In a move that signals the end to system designed to encourage lower carbon motoring, George Osborne said the current system of discounting or waiving vehicle excise duty (VED) for greener vehicles “isn’t sustainable and it isn’t fair”, as he explained that by 2017 over three-quarters of new cars would be certified as low-emissions vehicles and therefore not liable for VED.

Under the new scheme, announced on 8 July, VED will be split into three bands; zero emissions, standard and premium. Most new cars will pay the “standard” rate of £140, except in the first year of ownership when tax will continue be linked to C02 emissions.

The scheme will come into effect in 2017, after Mr Osborne told parliament the current VED scheme was unfair. He said “If you can only afford an old second car you have to pay more tax… only a Labour government could have designed something so regressive.”

The most expensive and polluting “premium” cars, including luxury saloons and off-roaders costing more than £40,000, will pay more with a £310 supplement for the first five years of ownership.

“Zero emission” electric cars will continue to pay no road tax; however it will be buyers of new low-emissions vehicles, such as hybrids of smaller engined cars, who will be hardest hit by the reforms as they move up the “standard” VED band after a year of ownership. Currently owners of many low-emission vehicles pay no or very little VED.

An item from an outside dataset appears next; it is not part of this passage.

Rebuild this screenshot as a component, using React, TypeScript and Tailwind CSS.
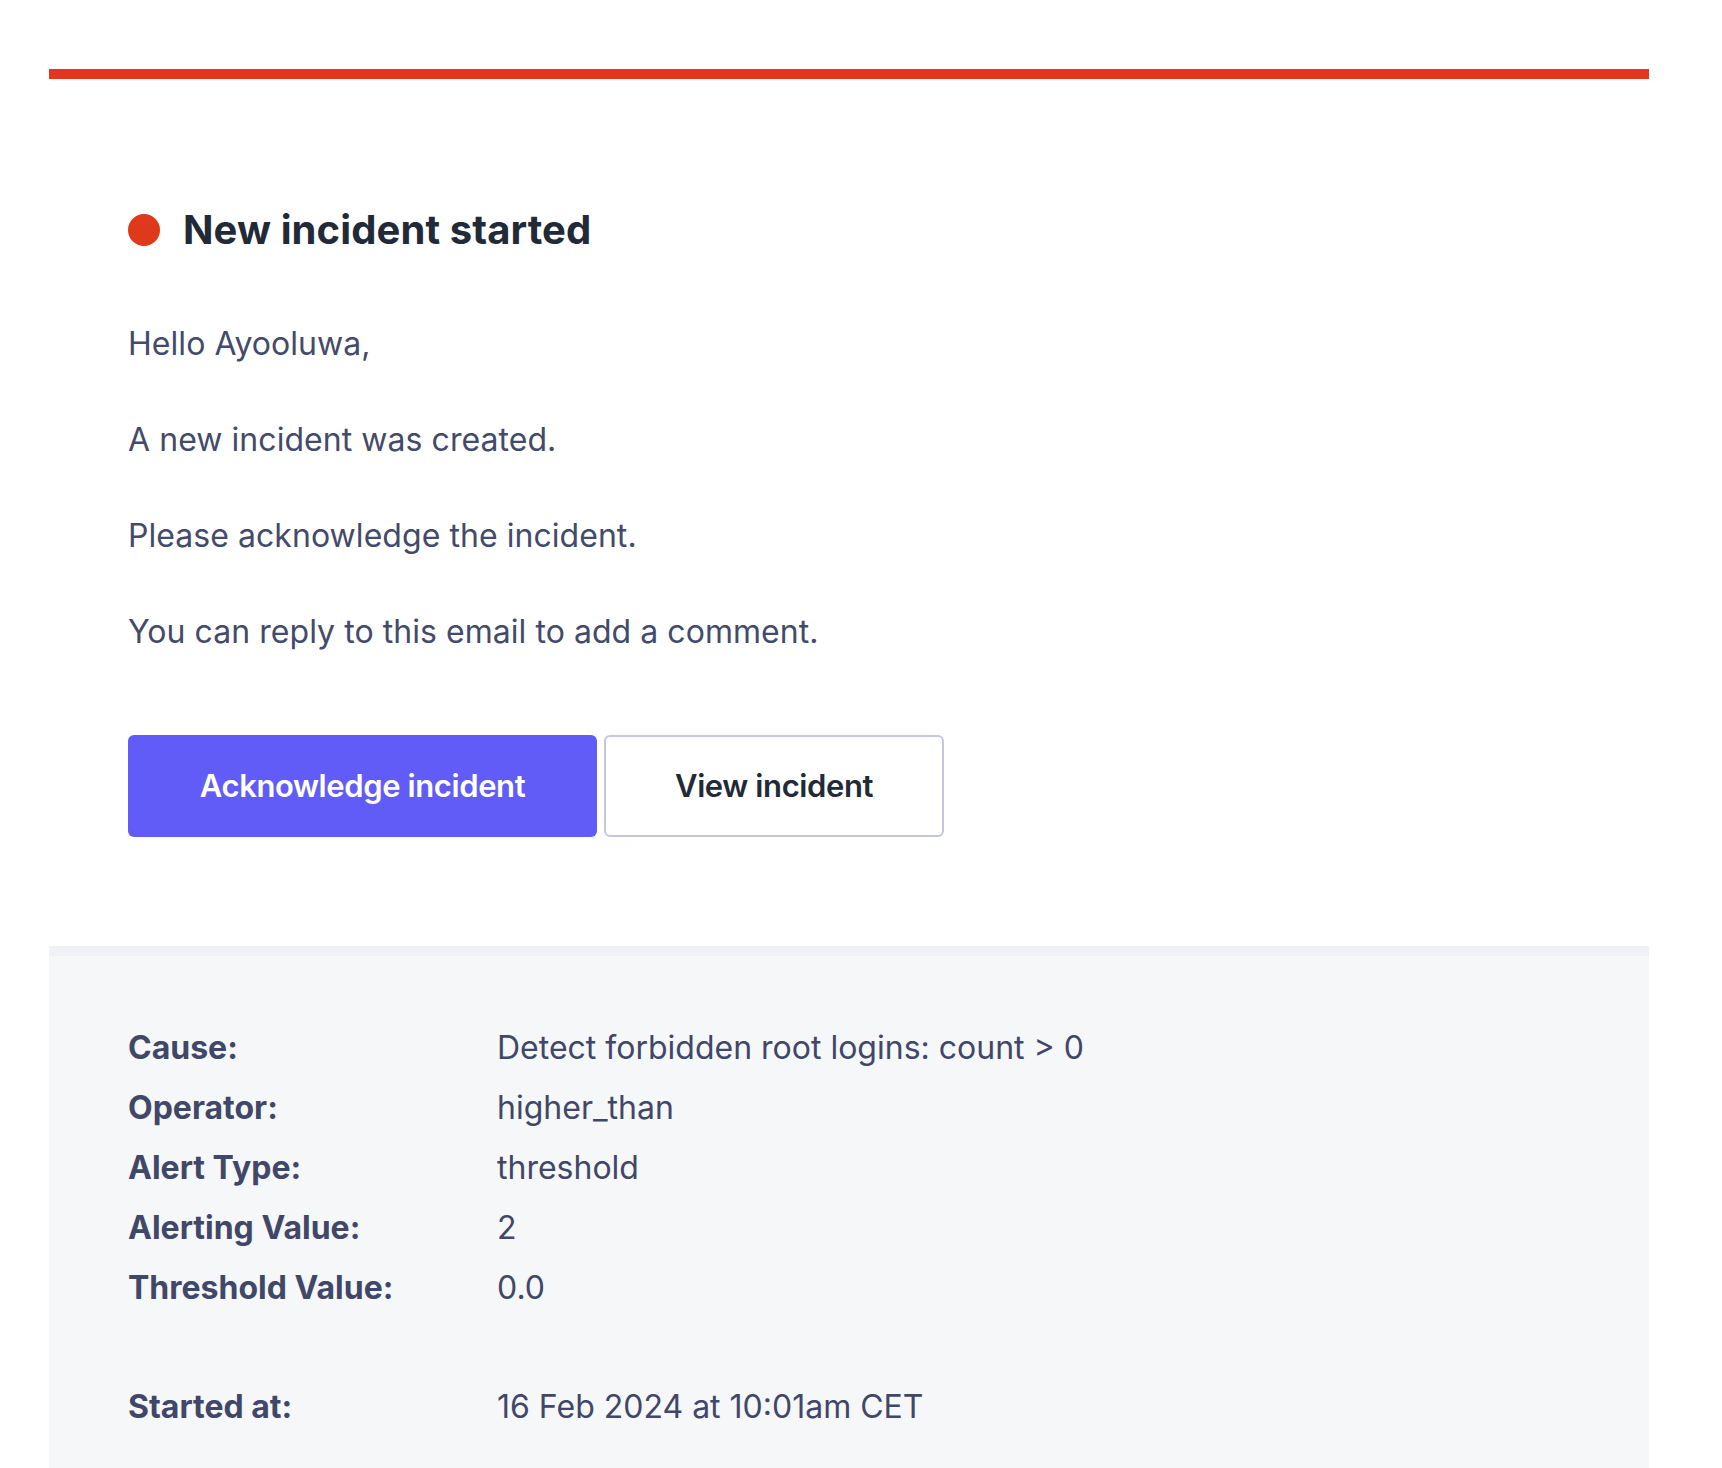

Existing cars won’t be affected by the reforms, which will also extend the deadline for the first MOT of new cars and motorbikes from three years to four years.

“Every single penny will go into the sustained investment our roads so badly need. Tax paid on people’s cars will be spent on the roads they drive on.”

Mr Osborne also said he would continue to freeze fuel duty this year, and in a move that has already drawn fire from cycling and environmental groups, the chancellor has promised to return the VED system “to the use for which it was originally intended”, by creating a dedicated new road fund, which will be introduced in 2020.

He said: “Every single penny will go into the sustained investment our roads so badly need. Tax paid on people’s cars will be spent on the roads they drive on.”

Friends of the Earth senior economics campaigner David Powell said: “Money raised from taxing cars shouldn't be spent on yet more roads, which will simply encourage more traffic. The Chancellor should boost public transport instead, and make our cities better for walking and cycling to help stop air pollution claiming lives.”

Motoring groups, including the RAC and AA, broadly welcomed the moves, but said the “devil will be in the detail” of the VED plans, amid suggestions the changed would discourage new car buyers from consider emissions when choosing a car.

RAC chief engineer David Bizley said: “A big question mark remains however over how the new changes will affect people’s inclination to buy low carbon dioxide emitting, fuel efficient vehicles.”